Alternatively, if you want to break your journey in two, you can spend a night in Zugdidi. We arrived in the afternoon, visited the Dadiani palace and walked around Zugdidi and next morning we took minibus to Mestia. On the way back catching 17.25 train is certainly easier.

Train and minibus via Kutaisi: You could also take the train to Kutaisi first (train runs at 8.50 at arrives to Kutaisi at 14.30, on the way back you can catch a 12.25 train). From the train station you will need to go to the Kutaisi bus station (near McDonalds around this area).

From the bus station you can catch a minibus to Mestia, which should take around 5 hours.

Mini bus: The direct option from Tbilisi is taking minibuses from Samgori bus station. They run only once a day at 7am. This should take about 10 hours. The minibuses will drop you off in a central location in Mestia. You can take a minibus from Mestia at this location as well.

Car: You can drive to Mestia with any type of car. The road is winding but paved and not dangerous. However, once you get to Mestia, unless you have a 4×4 and are very experienced driver, don’t attempt to go to other areas of Svaneti. So basically, hiring a car for driving to Mestia doesn’t make sense.

How to Travel from Tbilisi to Sighnaghi

Mini bus: The minibuses are the only option. They run from Samgori (Navtlughi) near the Samgori metro station. This is the approximate location, where you will be dropped off. You can take a minibus back from here as well.

How to Travel from Tbilisi to Stepantsminda (Kazbegi)

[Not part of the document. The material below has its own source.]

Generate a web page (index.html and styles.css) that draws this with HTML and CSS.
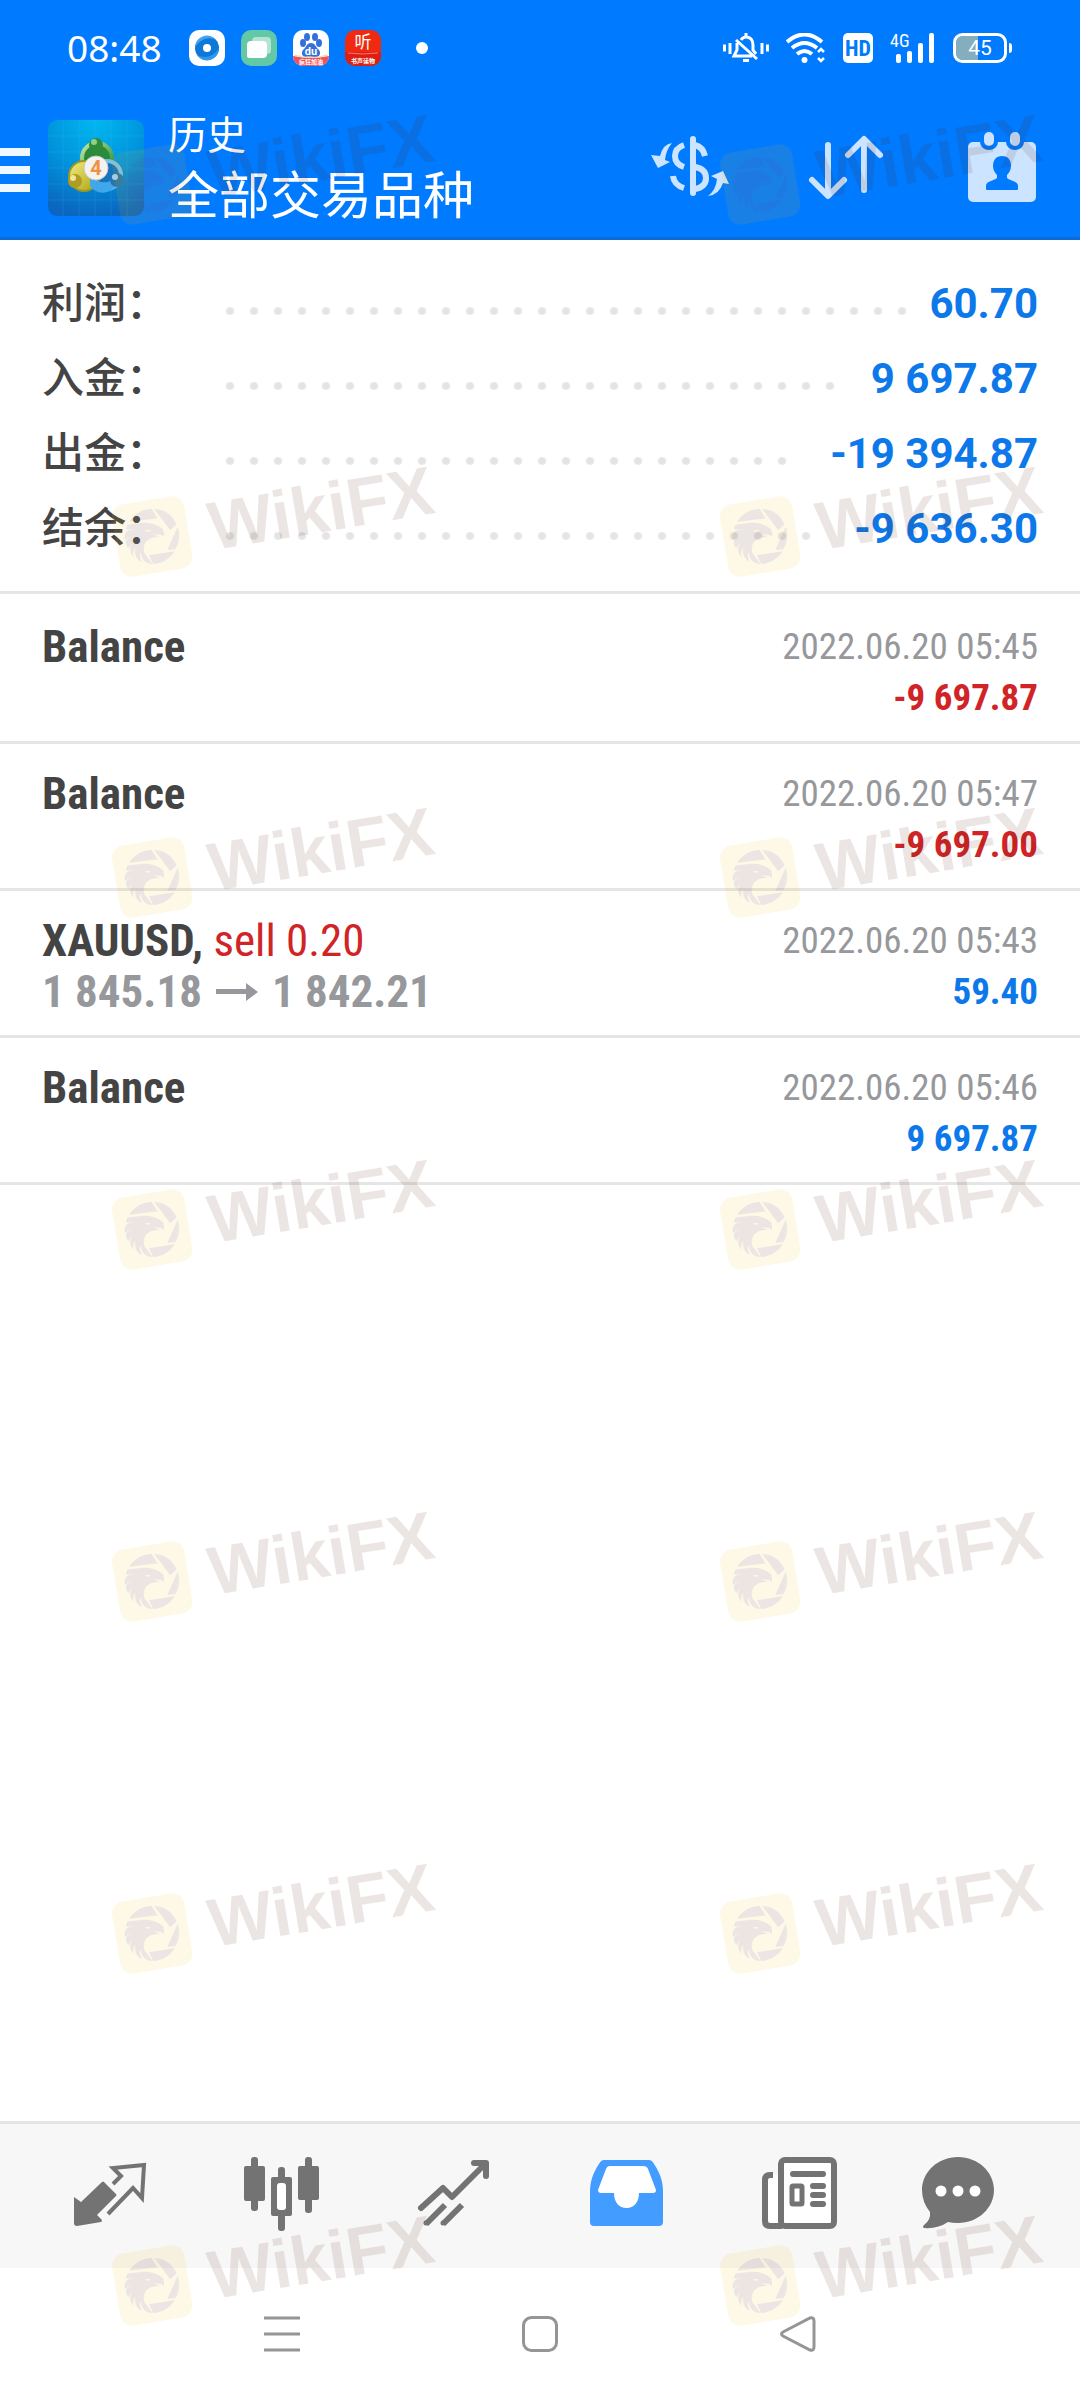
FILE: index.html
```
<!DOCTYPE html>
<html lang="zh-CN">
<head>
  <meta charset="UTF-8">
  <meta name="viewport" content="width=device-width, initial-scale=1">
  <title>历史 - 全部交易品种</title>
  <link rel="stylesheet" href="styles.css">
</head>
<body>

<!-- shared watermark drawing -->
<svg class="defs" aria-hidden="true">
  <symbol id="wikifx" viewBox="0 -180 1110 540">
    <rect x="47" y="39" width="219" height="219" rx="36" fill="#fab90a" opacity=".1" transform="rotate(-9.5 157 148)"/>
    <g fill="#4a44d2" opacity=".1">
      <path d="M88 104 C103 80 126 67 155 66 L172 94 Z"/>
      <path d="M163 66 C194 67 218 85 229 112 L211 130 Z"/>
      <path d="M233 119 C241 143 238 166 226 186 L202 189 Z"/>
      <path d="M147 205 L224 193 C209 216 187 229 160 231 Z"/>
      <path d="M82 113 L122 108 C150 105 170 113 186 124 C192 131 193 141 191 150 C186 144 180 142 173 143 L158 141 L180 151 C166 148 152 152 143 160 C131 170 128 186 134 200 L157 230 L149 230 C132 226 123 211 122 194 C118 205 120 216 126 225 C108 217 103 200 106 182 C98 192 98 203 101 210 C94 202 89 193 91 180 L98 168 L84 184 C78 173 76 165 80 158 L97 146 L75 158 C72 145 75 136 87 130 L106 128 L78 127 Z M134 129 C140 136 149 136 153 130 Z" fill-rule="evenodd"/>
    </g>
    <text class="mark-text" x="338" y="190" transform="rotate(-9.5 338 190)">WikiFX</text>
  </symbol>
</svg>

<header class="top">
  <div class="status">
    <span class="time">08:48</span>
    <div class="apps">
      <svg width="36" height="36" viewBox="0 0 36 36">
        <rect width="36" height="36" rx="10" fill="#fff"/>
        <circle cx="18" cy="18" r="12" fill="#0d78d8"/>
        <path d="M6 18a12 12 0 0 1 22-7c-6-5-17-3-22 7z" fill="#3ea5f5"/>
        <path d="M30 18a12 12 0 0 1-22 7c7 4 17 2 22-7z" fill="#2c98ee"/>
        <circle cx="18" cy="18" r="4" fill="#fff"/>
      </svg>
      <svg width="36" height="36" viewBox="0 0 36 36">
        <rect width="36" height="36" rx="10" fill="#62c8a5"/>
        <rect x="11" y="7" width="19" height="17" rx="4" fill="#b5e4d2"/>
        <path d="M10 11h12a4 4 0 0 1 4 4v9a4 4 0 0 1-4 4H8a2 2 0 0 1-2-2V15a4 4 0 0 1 4-4z" fill="#fff"/>
      </svg>
      <svg width="36" height="36" viewBox="0 0 36 36">
        <rect width="36" height="36" rx="10" fill="#fff"/>
        <g fill="#3370dc">
          <ellipse cx="14" cy="7" rx="3" ry="4"/>
          <ellipse cx="22" cy="7" rx="3" ry="4"/>
          <ellipse cx="10" cy="13" rx="3" ry="4"/>
          <ellipse cx="26" cy="13" rx="3" ry="4"/>
          <path d="M18 13c4 0 4 3 7 6 3 2 3 8-2 8-3 0-7-1-10 0-5 0-5-6-2-8 3-3 3-6 7-6z"/>
        </g>
        <path d="M0 26q18 4 36 0a10 10 0 0 1-10 10H10A10 10 0 0 1 0 26z" fill="#f0525c"/>
        <path d="M1 25q17 5 34 0" stroke="#fbd29a" fill="none"/>
        <text x="18" y="25" class="app-du">du</text>
        <text x="18" y="34" class="app-tag">疯狂加油</text>
      </svg>
      <svg width="36" height="36" viewBox="0 0 36 36">
        <rect width="36" height="36" rx="10" fill="#f02a10"/>
        <path d="M0 22h36v4a10 10 0 0 1-10 10H10A10 10 0 0 1 0 26z" fill="#dc1f10"/>
        <path d="M3 23q14 2 30 0" stroke="#f77" fill="none"/>
        <text x="18" y="18" class="app-ting">听</text>
        <text x="18" y="33" class="app-book">书声读物</text>
      </svg>
    </div>
    <span class="more-dot"></span>

    <div class="indicators">
      <svg width="46" height="30" viewBox="0 0 46 30" fill="none" stroke="#fff" stroke-width="3">
        <path d="M1.500 11.500v7M7 10v11M39 10v11M44.500 11.500v7"/>
        <path d="M23 0v4M18 7q2-3 5-3c5 0 7 4 7 8v5l3 4"/>
        <path d="M14 10v7l-3 6h18M13 7l21 19"/>
        <path d="M20 27.500h6"/>
      </svg>
      <svg width="40" height="30" viewBox="0 0 40 30" fill="none" stroke="#fff" stroke-width="4">
        <path d="M1 9q17.500-15 35 0M6 15q12.500-10 25 0M11 21q7.500-6 15 0"/>
        <circle cx="18.500" cy="27" r="3" fill="#fff" stroke="none"/>
        <path d="M32 19l3-3 3 3M32 25l3 3 3-3" stroke-width="2.500"/>
      </svg>
      <svg width="30" height="30" viewBox="0 0 30 30">
        <rect width="30" height="30" rx="5" fill="#fff"/>
        <text x="15" y="23" class="hd">HD</text>
      </svg>
      <svg width="46" height="30" viewBox="0 0 46 30" fill="#fff">
        <text x="0" y="14" class="net">4G</text>
        <rect x="6" y="21" width="5" height="9" rx="2"/>
        <rect x="17" y="18" width="5" height="12" rx="2"/>
        <rect x="28" y="10" width="5" height="20" rx="2"/>
        <rect x="39" y="0" width="5" height="30" rx="2"/>
      </svg>
      <svg width="60" height="30" viewBox="0 0 60 30">
        <path d="M25 3v24H10a7 7 0 0 1-7-7V10a7 7 0 0 1 7-7z" fill="#84adbd"/>
        <rect x="1.500" y="1.500" width="51" height="27" rx="8" fill="none" stroke="#fff" stroke-width="3"/>
        <path d="M56 10q3 0 3 3v4q0 3-3 3z" fill="#fff"/>
        <text x="27" y="22" class="charge">45</text>
      </svg>
    </div>
  </div>

  <div class="appbar">
    <button class="menu" aria-label="菜单"><span></span><span></span><span></span></button>
    <svg class="logo" width="96" height="96" viewBox="0 0 96 96">
      <defs>
        <radialGradient id="sky" cx=".5" cy="0" r="1">
          <stop offset="0" stop-color="#00b8f0"/>
          <stop offset=".55" stop-color="#0092dc"/>
          <stop offset="1" stop-color="#0a66c0"/>
        </radialGradient>
        <linearGradient id="green" x1="0" y1="0" x2="1" y2="1"><stop offset="0" stop-color="#c2e8a0"/><stop offset="1" stop-color="#1f8a32"/></linearGradient>
        <linearGradient id="yellow" x1="0" y1="0" x2="1" y2="1"><stop offset="0" stop-color="#f4ee80"/><stop offset="1" stop-color="#a8a010"/></linearGradient>
        <linearGradient id="blue" x1="1" y1="0" x2="0" y2="1"><stop offset="0" stop-color="#8cc4e4"/><stop offset="1" stop-color="#3fa8ec"/></linearGradient>
      </defs>
      <rect width="96" height="96" rx="9" fill="url(#sky)"/>
      <path d="M0 16h96M0 32h96M0 48h96M0 64h96M0 80h96M15 0v96M31 0v96M47 0v96M63 0v96M79 0v96" stroke="#5cc4f4" opacity=".15"/>
      <circle cx="49" cy="38" r="15" fill="#2c8a3c" stroke="url(#green)" stroke-width="4"/>
      <circle cx="59" cy="55" r="14" fill="#1673bd" stroke="url(#blue)" stroke-width="4"/>
      <circle cx="36" cy="56" r="15" fill="url(#yellow)" stroke="#9c9626" stroke-width="2"/>
      <path d="M42 66q8 10 20 5l9-9-6-3q-10 8-23-3z" fill="#3fa8ec"/>
      <circle cx="48" cy="25" r="7" fill="#2f8c3a"/>
      <circle cx="46" cy="22" r="3" fill="#8fd08c"/>
      <circle cx="27" cy="61" r="7" fill="#b09c20"/>
      <circle cx="25" cy="58" r="3" fill="#efe49a"/>
      <circle cx="69" cy="60" r="7" fill="#2874ac"/>
      <circle cx="67" cy="57" r="3" fill="#9fd0ee"/>
      <circle cx="48" cy="48" r="12" fill="#f5f3f0" stroke="#c9c9c0"/>
      <text x="48" y="55" class="logo-num">4</text>
    </svg>
    <div class="titles">
      <p class="section">历史</p>
      <h1>全部交易品种</h1>
    </div>
    <div class="actions">
      <button aria-label="货币">
        <svg width="80" height="72" viewBox="0 -4 80 72" fill="none" stroke="#cce4ff" stroke-width="6">
          <path d="M43 3v54" stroke-linecap="round"/>
          <path d="M45 9q8 2 10 11M45 31q11 2 11 11t-11 11M34 9q-9 3-9 11t9 11M23 40q1 9 11 12"/>
          <path d="M22 7q-9 1-12 13l-9-1 7 13 12-6-5-2q1-10 7-17z" fill="#cce4ff" stroke="none"/>
          <path d="M58 60q8-6 9-17l-6-3 12-5 6 13-6-1q-4 12-15 13z" fill="#cce4ff" stroke="none"/>
        </svg>
      </button>
      <button aria-label="排序">
        <svg width="80" height="72" viewBox="-3 0 80 72" fill="none" stroke="#cce4ff" stroke-width="6" stroke-linecap="round" stroke-linejoin="round">
          <path d="M19 13v50M3 48l16 16 16-16M55 58V8M39 23L55 7l16 16"/>
        </svg>
      </button>
      <button aria-label="日期">
        <svg width="80" height="72" viewBox="-5 1 80 72" fill="#cce4ff">
          <path d="M6 11h7a9 8 0 0 0 18 0h8a9 8 0 0 0 18 0h7a5 5 0 0 1 5 5v50a5 5 0 0 1-5 5H6a5 5 0 0 1-5-5V16a5 5 0 0 1 5-5z"/>
          <rect x="17" y="1" width="10" height="14" rx="5"/>
          <rect x="43" y="1" width="10" height="14" rx="5"/>
          <path d="M35 25c6 0 9 4 9 10 0 4-2 7-4 9v3c3 3 11 3 11 8v3q0 1-1 1H20q-1 0-1-1v-3c0-5 8-5 11-8v-3c-2-2-4-5-4-9 0-6 3-10 9-10z" fill="#007aff"/>
        </svg>
      </button>
    </div>
  </div>
</header>

<main>
  <dl class="summary">
    <div><dt>利润：</dt><dd class="dots"><span></span></dd><dd>60.70</dd></div>
    <div><dt>入金：</dt><dd class="dots"><span></span></dd><dd>9 697.87</dd></div>
    <div><dt>出金：</dt><dd class="dots"><span></span></dd><dd>-19 394.87</dd></div>
    <div><dt>结余：</dt><dd class="dots"><span></span></dd><dd>-9 636.30</dd></div>
  </dl>

  <ul class="deals">
    <li>
      <div class="deal"><strong>Balance</strong></div>
      <div class="result"><time>2022.06.20 05:45</time><b class="loss">-9 697.87</b></div>
    </li>
    <li>
      <div class="deal"><strong>Balance</strong></div>
      <div class="result"><time>2022.06.20 05:47</time><b class="loss">-9 697.00</b></div>
    </li>
    <li>
      <div class="deal">
        <div><strong>XAUUSD,</strong> <span class="side">sell 0.20</span></div>
        <div class="prices">1 845.18
          <svg width="42" height="18" viewBox="0 0 42 18"><path d="M0 6h30V0l12 9-12 9v-7H0z" fill="#96989c"/></svg>
          1 842.21</div>
      </div>
      <div class="result"><time>2022.06.20 05:43</time><b>59.40</b></div>
    </li>
    <li>
      <div class="deal"><strong>Balance</strong></div>
      <div class="result"><time>2022.06.20 05:46</time><b>9 697.87</b></div>
    </li>
  </ul>
</main>

<nav class="tabs">
  <a href="#quotes" aria-label="行情">
    <svg width="96" height="96" viewBox="0 0 96 96">
      <path d="M12 49l7 5 21-20q1-1 2 0l12 12q1 1 0 2L35 67l4 4q2 2 0 3l-24 4q-3 0-3-3z" fill="#737373"/>
      <path d="M51 36l8-8-8-8 31-3-2 33-9-10-25 26" fill="none" stroke="#737373" stroke-width="4"/>
    </svg>
  </a>
  <a href="#charts" aria-label="图表">
    <svg width="96" height="96" viewBox="0 0 96 96" fill="#737373">
      <rect x="17" y="9" width="7" height="54" rx="3"/>
      <rect x="10" y="18" width="21" height="35" rx="2"/>
      <rect x="44" y="19" width="7" height="64" rx="3"/>
      <rect x="37" y="29" width="21" height="39" rx="2"/>
      <rect x="43" y="35" width="9" height="27" rx="3" fill="#fff"/>
      <rect x="71" y="9" width="7" height="56" rx="3"/>
      <rect x="64" y="18" width="21" height="34" rx="2"/>
    </svg>
  </a>
  <a href="#trade" aria-label="交易">
    <svg width="96" height="96" viewBox="0 0 96 96" fill="none" stroke="#737373" stroke-width="6" stroke-linejoin="round">
      <path d="M15 60l22-20 9 9 33-33M68 15h12v13" stroke-linecap="round"/>
      <path d="M20 76l19-19M37 76l19-19"/>
      <circle cx="20" cy="75" r="1" stroke-width="3"/>
      <circle cx="37" cy="75" r="1" stroke-width="3"/>
    </svg>
  </a>
  <a href="#history" aria-label="历史" aria-current="page">
    <svg width="96" height="96" viewBox="0 0 96 96">
      <path d="M26 12h45q3 0 5 4c6 9 9 17 9 28v30q0 4-4 4H16q-4 0-4-4V44c0-11 3-19 9-28q2-4 5-4z" fill="#439cff"/>
      <path d="M32 18h33q4 0 5 3l8 21q0 3-3 3H61c0 9-5 15-12.500 15S36 54 36 45H23q-3 0-3-3l8-21q1-3 4-3z" fill="#fff"/>
    </svg>
  </a>
  <a href="#news" aria-label="新闻">
    <svg width="96" height="96" viewBox="0 0 96 96" fill="none" stroke="#737373" stroke-width="6">
      <path d="M23 27h-3q-3 0-3 3v45q0 3 3 3h12V27z" fill="#fff" stroke="none"/>
      <rect x="31" y="12" width="53" height="66" rx="4" fill="#fff"/>
      <path d="M23 27h-3q-5 0-5 5v41q0 5 5 5h12"/>
      <path d="M43 26h30M63 38h10M63 47h10M63 56h10" stroke-linecap="round"/>
      <rect x="42" y="38" width="10" height="18" rx="1" stroke-width="5"/>
    </svg>
  </a>
  <a href="#messages" aria-label="消息">
    <svg width="96" height="96" viewBox="0 0 96 96">
      <path d="M36 9c20 0 36 15 36 33S56 75 36 75q-6 0-10-1-10 7-24 6-2-1 0-3 7-5 6-13Q0 54 0 42C0 24 16 9 36 9z" fill="#737373"/>
      <g fill="#fff"><circle cx="19" cy="43" r="5.500"/><circle cx="36" cy="43" r="5.500"/><circle cx="53" cy="43" r="5.500"/></g>
    </svg>
  </a>
</nav>

<footer class="system">
  <button aria-label="最近任务">
    <svg width="36" height="36" viewBox="0 0 36 36" stroke="#959595" stroke-width="3"><path d="M0 2h36M0 18h36M0 34h36"/></svg>
  </button>
  <button aria-label="主屏幕">
    <svg width="36" height="36" viewBox="0 0 36 36" fill="none" stroke="#959595" stroke-width="3"><rect x="1.500" y="1.500" width="33" height="33" rx="8"/></svg>
  </button>
  <button aria-label="返回">
    <svg width="36" height="36" viewBox="0 0 36 36" fill="none" stroke="#959595" stroke-width="3"><path d="M3 16L30 2q4-1 4 3v26q0 4-4 3L3 20q-3-2 0-4z"/></svg>
  </button>
</footer>

<div class="watermarks" aria-hidden="true">
  <svg><use href="#wikifx"/></svg><svg><use href="#wikifx"/></svg>
  <svg><use href="#wikifx"/></svg><svg><use href="#wikifx"/></svg>
  <svg><use href="#wikifx"/></svg><svg><use href="#wikifx"/></svg>
  <svg><use href="#wikifx"/></svg><svg><use href="#wikifx"/></svg>
  <svg><use href="#wikifx"/></svg><svg><use href="#wikifx"/></svg>
  <svg><use href="#wikifx"/></svg><svg><use href="#wikifx"/></svg>
  <svg><use href="#wikifx"/></svg><svg><use href="#wikifx"/></svg>
</div>

</body>
</html>
```
FILE: styles.css
```
* {
  box-sizing: border-box;
}
body {
  position: relative;
  display: flex;
  flex-direction: column;
  min-height: 100vh;
  margin: 0;
  font-family: Roboto, "Noto Sans CJK SC", sans-serif;
  color: #444;
  background-color: #fff;
}
svg {
  display: block;
}
button {
  padding: 0;
  border: 0;
  background: none;
  cursor: pointer;
}
p, h1, dl, dd, ul {
  margin: 0;
  padding: 0;
}
.defs {
  position: absolute;
  width: 0;
  height: 0;
}

/* header */
.top {
  color: #fff;
  background-color: #007aff;
  border-bottom: 3px solid #0d6bd6;
}
.status {
  display: flex;
  align-items: center;
  height: 96px;
  padding: 0 67px;
}
.time {
  font-family: "Noto Sans", sans-serif;
  font-size: 37px;
  line-height: 52px;
}
.apps {
  display: flex;
  gap: 16px;
  margin-left: 27px;
}
.more-dot {
  width: 12px;
  height: 12px;
  margin-left: 35px;
  border-radius: 50%;
  background-color: #fff;
}
.indicators {
  display: flex;
  gap: 17px;
  margin-left: auto;
}
.app-du, .app-tag, .app-ting, .app-book, .logo-num, .hd, .charge {
  text-anchor: middle;
}
.app-du {
  font: bold 11px Roboto, sans-serif;
  fill: #fff;
}
.app-tag, .app-book {
  font: bold 6px "Noto Sans CJK SC", sans-serif;
  fill: #fff;
}
.app-ting {
  font: 17px "Noto Sans CJK SC", sans-serif;
  fill: #fff;
}
.hd {
  font: bold 22px "Roboto Condensed", Roboto, sans-serif;
  fill: #007aff;
}
.net {
  font: 18px "Roboto Condensed", Roboto, sans-serif;
}
.charge {
  font: 21px Roboto, sans-serif;
  fill: #fff;
}
.logo-num {
  font: bold 20px Roboto, sans-serif;
  fill: #f09040;
}
.appbar {
  display: flex;
  align-items: center;
  height: 141px;
  padding: 3px 38px 0 0;
}
.menu {
  display: grid;
  gap: 10px;
  width: 30px;
  padding-top: 4px;
}
.menu span {
  height: 8px;
  background-color: #f0f8ff;
}
.logo {
  margin: 0 24px 0 18px;
}
.titles {
  flex: 1;
}
.section {
  font-size: 39px;
  line-height: 58px;
}
h1 {
  font-size: 51px;
  font-weight: 400;
  line-height: 64px;
}
.actions {
  display: flex;
  gap: 76px;
}

/* totals */
.summary {
  padding: 26px 42px 25px;
  font-size: 42px;
  line-height: 75px;
  border-bottom: 3px solid #e5e5e5;
}
.summary div {
  display: flex;
  align-items: baseline;
  height: 75px;
}
.summary dt {
  width: 176px;
  font-weight: 500;
}
.summary dd {
  font-weight: 700;
  color: #0d78ea;
}
.summary .dots {
  flex: 1;
  align-self: center;
  padding: 15px 14px 0 0;
}
.dots span {
  display: block;
  width: round(down, 100%, 24px);
  height: 8px;
  background: radial-gradient(circle, #e4e4e4 3px, transparent 5px) 0 0 / 24px 8px;
}

/* deals */
.deals {
  padding-top: 3px;
  list-style: none;
}
.deals li {
  display: flex;
  justify-content: space-between;
  height: 147px;
  padding: 24px 42px 0;
  border-bottom: 3px solid #e5e5e5;
}
.deal, .result {
  font-family: "Roboto Condensed", "Liberation Sans Narrow", Roboto, sans-serif;
  line-height: 51px;
}
.deal {
  font-size: 45px;
}
.side {
  color: #d02427;
}
.prices {
  display: flex;
  align-items: center;
  gap: 14px;
  font-weight: 700;
  color: #96989c;
}
.result {
  display: grid;
  align-content: start;
  justify-items: end;
  font-size: 37px;
}
.result time {
  color: #96989c;
}
.result b {
  color: #0d78ea;
}
.result .loss {
  color: #d02427;
}

/* bottom bars */
.tabs {
  display: flex;
  margin-top: auto;
  padding: 24px;
  background-color: #f7f7f7;
  border-top: 3px solid #e5e5e5;
}
.tabs a {
  display: flex;
  flex: 1;
  justify-content: center;
}
.system {
  display: flex;
  height: 132px;
  padding: 0 153px;
}
.system button {
  display: flex;
  flex: 1;
  align-items: center;
  justify-content: center;
}

/* watermark layer lies over the whole page */
.watermarks {
  position: absolute;
  inset: 0;
  display: grid;
  grid-template-columns: 608px 1fr;
  grid-template-rows: 352px 341px;
  grid-auto-rows: 352px;
  overflow: hidden;
  pointer-events: none;
}
.watermarks svg {
  width: 370px;
  height: 180px;
  margin: 75px 0 0 100px;
}
.mark-text {
  font: bold 205px "Liberation Sans", sans-serif;
  fill: #501c0a;
  opacity: .11;
}
```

Mini bus: Kazbegi minibuses run from the Didube station. Technically, they run every hour, but as mentioned above that doesn’t mean they will really leave at a set time. The drive takes around 3-4 hours depending on the traffic. The road is winding and if you are prone to motion sickness, be aware of this and carry water and sit at the openable window, that helps a lot. I have travelled on this road a few times, while I don’t often get nauseous, I did twice, during a winter time.

Using minibus for this route is not entirely great, as you can make stops to see the Ananuri fortress or Gudauri viewpoint for instance.

The minibuses arrive to this location, from which you can walk to the pathways leading up the Gergeti Trinity church.